● WHAT IS NEEDED
Take each line containing the word "components" and copy it.

start DATA EXCERPT

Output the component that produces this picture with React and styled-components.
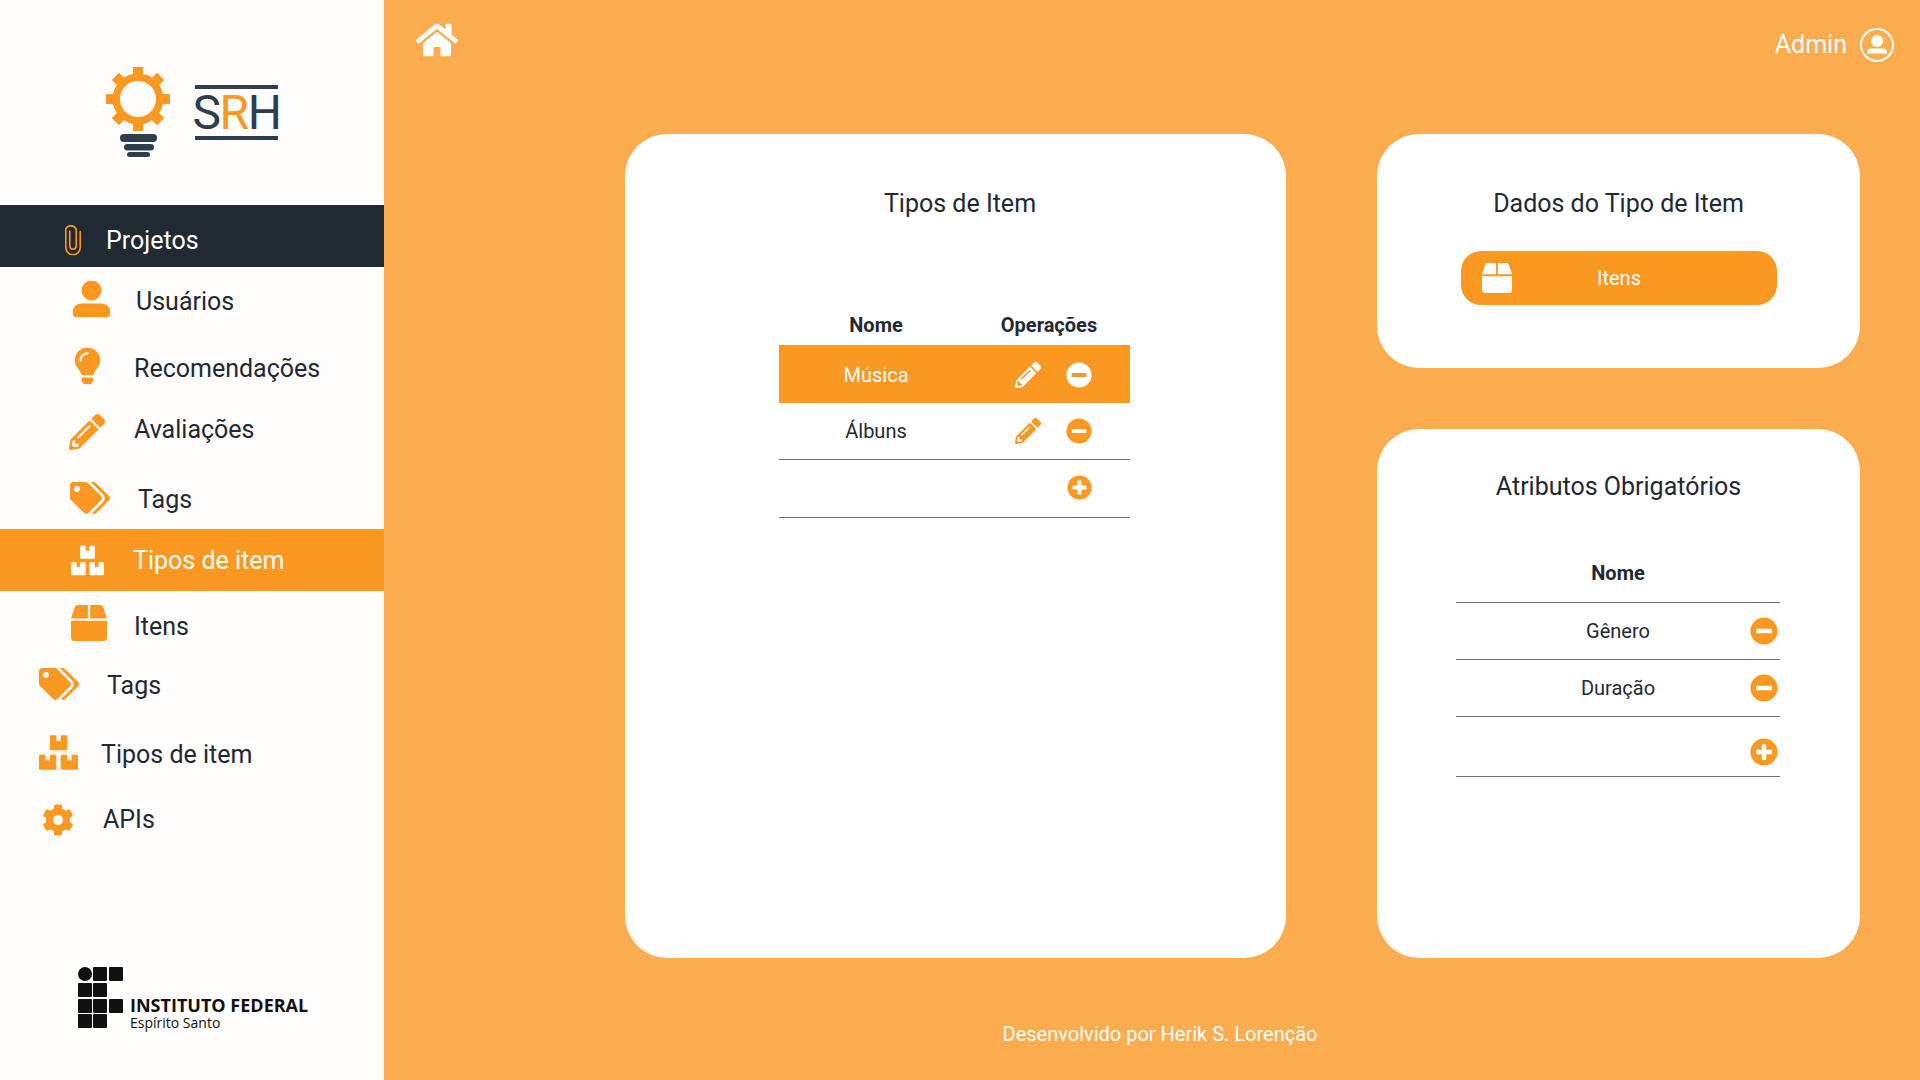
import React from "react";
import styled, { createGlobalStyle } from "styled-components";
import {
  FaBox,
  FaBoxes,
  FaCog,
  FaHome,
  FaLightbulb,
  FaMinusCircle,
  FaPencilAlt,
  FaPlusCircle,
  FaTags,
} from "react-icons/fa";

const ACCENT = "#fa9821";
const PAGE = "#fbac4e";
const DARK = "#212932";
const LOGO_DARK = "#2f3e4e";

const GlobalStyle = createGlobalStyle`
  html, body {
    margin: 0;
    padding: 0;
    height: 100%;
    overflow: hidden;
    font-family: Roboto, "Liberation Sans", sans-serif;
    color: ${DARK};
  }
  * { box-sizing: border-box; }
`;

const Page = styled.div`
  display: flex;
  width: 1920px;
  height: 1080px;
  background: ${PAGE};
`;

/* sidebar */
const Sidebar = styled.aside`
  display: flex;
  flex-direction: column;
  width: 384px;
  height: 100%;
  background: #fffdfb;
`;

const LogoArea = styled.div`
  display: flex;
  align-items: flex-start;
  height: 205px;
  padding: 67px 0 0 106px;
`;

const BulbMark = styled.svg`
  width: 64px;
  height: 90px;
  display: block;
`;

const Wordmark = styled.div`
  width: 83px;
  height: 55px;
  margin: 18px 0 0 25px;
  border-top: 4px solid ${LOGO_DARK};
  border-bottom: 4px solid ${LOGO_DARK};
  display: flex;
  align-items: center;
  justify-content: center;
  font-size: 48px;
  line-height: 47px;
  letter-spacing: -1.5px;
  color: ${LOGO_DARK};
  span {
    color: ${ACCENT};
  }
`;

const Nav = styled.nav`
  display: flex;
  flex-direction: column;
`;

const NavRow = styled.a`
  display: flex;
  align-items: center;
  height: ${(p) => p.$h}px;
  margin-top: ${(p) => p.$mt || 0}px;
  padding-left: ${(p) => p.$iconX}px;
  padding-top: ${(p) => p.$pt || 0}px;
  font-size: 25px;
  background: ${(p) =>
    p.$state === "open" ? DARK : p.$state === "active" ? ACCENT : "transparent"};
  color: ${(p) => (p.$state ? "#fff" : DARK)};
`;

const NavIcon = styled.span`
  display: flex;
  flex: none;
  width: ${(p) => p.$w}px;
  color: ${(p) => (p.$state === "active" ? "#fff" : ACCENT)};
  transform: translateY(${(p) => p.$dy || 0}px);
  svg {
    display: block;
  }
`;

const SidebarFooter = styled.div`
  display: flex;
  align-items: flex-end;
  margin-top: auto;
  padding: 0 0 52px 78px;
`;

const IfMark = styled.svg`
  width: 45px;
  height: 61px;
  display: block;
  flex: none;
`;

const IfText = styled.div`
  margin: 0 0 -3px 7px;
  font-family: "Open Sans", sans-serif;
  color: #111;
`;

const IfName = styled.div`
  font-size: 18px;
  line-height: 20px;
  font-weight: 700;
  white-space: nowrap;
`;

const IfPlace = styled.div`
  font-size: 14px;
  line-height: 16px;
  white-space: nowrap;
`;

/* main */
const Main = styled.main`
  display: flex;
  flex-direction: column;
  flex: 1;
  min-width: 0;
  color: #fff;
`;

const TopBar = styled.header`
  display: flex;
  justify-content: space-between;
  height: 134px;
  padding: 19px 26px 0 32px;
`;

const UserBox = styled.div`
  display: flex;
  align-items: flex-start;
  gap: 13px;
  padding-top: 9px;
  font-size: 25px;
  line-height: 34px;
`;

const Content = styled.div`
  display: flex;
  gap: 91px;
  height: 824px;
  padding-left: 241px;
`;

const Column = styled.div`
  display: flex;
  flex-direction: column;
  gap: 61px;
  width: 483px;
`;

const Card = styled.section`
  display: flex;
  flex-direction: column;
  width: ${(p) => p.$w || "100%"};
  height: ${(p) => (p.$h ? `${p.$h}px` : "auto")};
  flex: ${(p) => (p.$grow ? 1 : "none")};
  padding-top: ${(p) => p.$pt || 50}px;
  background: #fff;
  border-radius: 42px;
  color: ${DARK};
`;

const CardTitle = styled.h2`
  margin: 0;
  padding-left: ${(p) => p.$shift || 0}px;
  font-size: 25px;
  line-height: 40px;
  font-weight: 400;
  text-align: center;
`;

const TypeTable = styled.div`
  display: flex;
  flex-direction: column;
  width: 351px;
  margin: 81px 0 0 154px;
  font-size: 20px;
`;

const TypeRow = styled.div`
  display: grid;
  grid-template-columns: 194px 152px;
  align-items: center;
  height: ${(p) => p.$h}px;
  padding-top: ${(p) => p.$pt || 0}px;
  padding-bottom: ${(p) => p.$pb || 0}px;
  background: ${(p) => (p.$selected ? ACCENT : "transparent")};
  color: ${(p) => (p.$selected ? "#fff" : DARK)};
  border-bottom: ${(p) => (p.$line ? "1px solid #707070" : "none")};
`;

const HeadCell = styled.div`
  font-weight: 700;
  text-align: center;
  white-space: nowrap;
`;

const NameCell = styled.div`
  text-align: center;
`;

const Ops = styled.div`
  display: flex;
  align-items: center;
  justify-content: flex-end;
  gap: 25px;
  padding-right: 33px;
  color: ${(p) => (p.$selected ? "#fff" : ACCENT)};
`;

const ItemsButton = styled.button`
  position: relative;
  display: flex;
  align-items: center;
  justify-content: center;
  width: 316px;
  height: 54px;
  margin: 27px 0 0 84px;
  border: 0;
  border-radius: 20px;
  background: ${ACCENT};
  color: #fff;
  font-family: inherit;
  font-size: 20px;
  svg {
    position: absolute;
    left: 21px;
    top: 12px;
  }
`;

const AttrTable = styled.div`
  display: flex;
  flex-direction: column;
  width: 324px;
  margin: 40px 0 0 79px;
  font-size: 20px;
`;

const AttrRow = styled.div`
  display: grid;
  grid-template-columns: 1fr auto 1fr;
  align-items: center;
  height: ${(p) => p.$h}px;
  padding-top: ${(p) => p.$pt || 0}px;
  padding-bottom: ${(p) => p.$pb || 0}px;
  border-bottom: 1px solid #707070;
`;

const AttrLabel = styled.div`
  grid-column: 2;
  white-space: nowrap;
  font-weight: ${(p) => (p.$bold ? 700 : 400)};
`;

const AttrAction = styled.div`
  grid-column: 3;
  justify-self: end;
  padding-right: 2px;
  color: ${ACCENT};
  svg {
    display: block;
  }
`;

const Footer = styled.footer`
  display: flex;
  justify-content: center;
  padding: 60px 0 0 16px;
  font-size: 20px;
  line-height: 32px;
`;

/* drawings */
const PaperClip = () => (
  <svg width="16" height="33" viewBox="0 0 16 33" fill="none" stroke="currentColor" strokeWidth="1.6" strokeLinecap="round">
    <path d="M4.8 8.5V23.5a3.2 3.2 0 0 0 6.4 0V6.8a5.9 5.9 0 0 0-10.4-0.6V25a7.2 7.2 0 0 0 14.4 0V9" />
  </svg>
);

const UserGlyph = () => (
  <svg width="37" height="37" viewBox="0 0 37 37" fill="currentColor">
    <circle cx="18.5" cy="10" r="10" />
    <path d="M9 23h19a9 7 0 0 1 9 7v3a4 4 0 0 1-4 4H4a4 4 0 0 1-4-4v-3a9 7 0 0 1 9-7z" />
  </svg>
);

const UserRing = () => (
  <svg width="34" height="34" viewBox="0 0 34 34" fill="currentColor">
    <circle cx="17" cy="17" r="16" fill="none" stroke="currentColor" strokeWidth="2" />
    <circle cx="17" cy="13" r="6" />
    <path d="M11.5 20.5h11a4.5 3.5 0 0 1 4.5 3.5v1.5h-20v-1.5a4.5 3.5 0 0 1 4.5-3.5z" />
  </svg>
);

const GearBulb = () => (
  <BulbMark viewBox="0 0 64 90">
    <g fill={ACCENT}>
      <rect x="27" y="0" width="10" height="64" />
      <rect x="0" y="27" width="64" height="10" />
      <rect x="27" y="0" width="10" height="64" transform="rotate(45 32 32)" />
      <rect x="27" y="0" width="10" height="64" transform="rotate(-45 32 32)" />
    </g>
    <circle cx="32" cy="32" r="21.7" fill="#fffdfb" stroke={ACCENT} strokeWidth="7.4" />
    <rect x="14" y="67" width="37" height="8" rx="4" fill={LOGO_DARK} />
    <rect x="18" y="77" width="30" height="6.5" rx="3.2" fill={LOGO_DARK} />
    <rect x="21" y="85" width="23" height="5" rx="2.5" fill={LOGO_DARK} />
  </BulbMark>
);

const ifSquares = [
  [15, 0],
  [31, 0],
  [0, 16],
  [15, 16],
  [0, 32],
  [15, 32],
  [31, 32],
  [0, 47],
  [15, 47],
];

const InstituteMark = () => (
  <IfMark viewBox="0 0 45 61">
    <circle cx="7" cy="7" r="7" fill="#111" />
    {ifSquares.map(([x, y]) => (
      <rect key={`${x}-${y}`} x={x} y={y} width="14" height="14" rx="1" fill="#111" />
    ))}
  </IfMark>
);

const navItems = [
  { label: "Projetos", icon: <PaperClip />, state: "open", h: 62, pt: 8, iconX: 65, textX: 106, dy: -1.5 },
  { label: "Usuários", icon: <UserGlyph />, h: 68, iconX: 73, textX: 136, dy: -2.5 },
  { label: "Recomendações", icon: <FaLightbulb size={37} />, h: 66, iconX: 69, textX: 134, dy: -2.5 },
  { label: "Avaliações", icon: <FaPencilAlt size={36} />, h: 56, iconX: 69, textX: 134, dy: 3 },
  { label: "Tags", icon: <FaTags size={40} />, h: 60, mt: 12, iconX: 70, textX: 138, dy: -1 },
  { label: "Tipos de item", icon: <FaBoxes size={33} />, state: "active", h: 62, iconX: 71, textX: 133 },
  { label: "Itens", icon: <FaBox size={36} />, h: 70, iconX: 71, textX: 134, dy: -3 },
  { label: "Tags", icon: <FaTags size={40} />, h: 48, iconX: 39, textX: 107, dy: -1 },
  { label: "Tipos de item", icon: <FaBoxes size={39} />, h: 90, iconX: 39, textX: 101, dy: -2 },
  { label: "APIs", icon: <FaCog size={32} />, h: 40, iconX: 42, textX: 103, dy: 1 },
];

const typeRows = [
  { name: "Música", selected: true, h: 58, pt: 2 },
  { name: "Álbuns", h: 57, line: true },
];

export default function App() {
  return (
    <Page>
      <GlobalStyle />
      <Sidebar>
        <LogoArea>
          <GearBulb />
          <Wordmark>
            S<span>R</span>H
          </Wordmark>
        </LogoArea>
        <Nav>
          {navItems.map((item) => (
            <NavRow
              key={`${item.label}-${item.iconX}`}
              $h={item.h}
              $mt={item.mt}
              $pt={item.pt}
              $iconX={item.iconX}
              $state={item.state}
            >
              <NavIcon $w={item.textX - item.iconX} $dy={item.dy} $state={item.state}>
                {item.icon}
              </NavIcon>
              {item.label}
            </NavRow>
          ))}
        </Nav>
        <SidebarFooter>
          <InstituteMark />
          <IfText>
            <IfName>INSTITUTO FEDERAL</IfName>
            <IfPlace>Espírito Santo</IfPlace>
          </IfText>
        </SidebarFooter>
      </Sidebar>

      <Main>
        <TopBar>
          <FaHome size={42} />
          <UserBox>
            Admin
            <UserRing />
          </UserBox>
        </TopBar>

        <Content>
          <Card $w="661px">
            <CardTitle $shift={9}>Tipos de Item</CardTitle>
            <TypeTable>
              <TypeRow $h={40}>
                <HeadCell>Nome</HeadCell>
                <HeadCell>Operações</HeadCell>
              </TypeRow>
              {typeRows.map((row) => (
                <TypeRow key={row.name} $h={row.h} $pt={row.pt} $selected={row.selected} $line={row.line}>
                  <NameCell>{row.name}</NameCell>
                  <Ops $selected={row.selected}>
                    <FaPencilAlt size={26} />
                    <FaMinusCircle size={26} />
                  </Ops>
                </TypeRow>
              ))}
              <TypeRow $h={58} $pb={3} $line>
                <span />
                <Ops>
                  <FaPlusCircle size={25} />
                </Ops>
              </TypeRow>
            </TypeTable>
          </Card>

          <Column>
            <Card $h={234}>
              <CardTitle>Dados do Tipo de Item</CardTitle>
              <ItemsButton>
                <FaBox size={30} />
                Itens
              </ItemsButton>
            </Card>
            <Card $grow $pt={38}>
              <CardTitle>Atributos Obrigatórios</CardTitle>
              <AttrTable>
                <AttrRow $h={56} $pb={3}>
                  <AttrLabel $bold>Nome</AttrLabel>
                </AttrRow>
                <AttrRow $h={57}>
                  <AttrLabel>Gênero</AttrLabel>
                  <AttrAction>
                    <FaMinusCircle size={28} />
                  </AttrAction>
                </AttrRow>
                <AttrRow $h={57}>
                  <AttrLabel>Duração</AttrLabel>
                  <AttrAction>
                    <FaMinusCircle size={28} />
                  </AttrAction>
                </AttrRow>
                <AttrRow $h={60} $pt={10}>
                  <AttrAction>
                    <FaPlusCircle size={28} />
                  </AttrAction>
                </AttrRow>
              </AttrTable>
            </Card>
          </Column>
        </Content>

        <Footer>Desenvolvido por Herik S. Lorenção</Footer>
      </Main>
    </Page>
  );
}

end DATA EXCERPT

● TASK ANSWER
Output the component that produces this picture with React and styled-components.
import styled, { createGlobalStyle } from "styled-components";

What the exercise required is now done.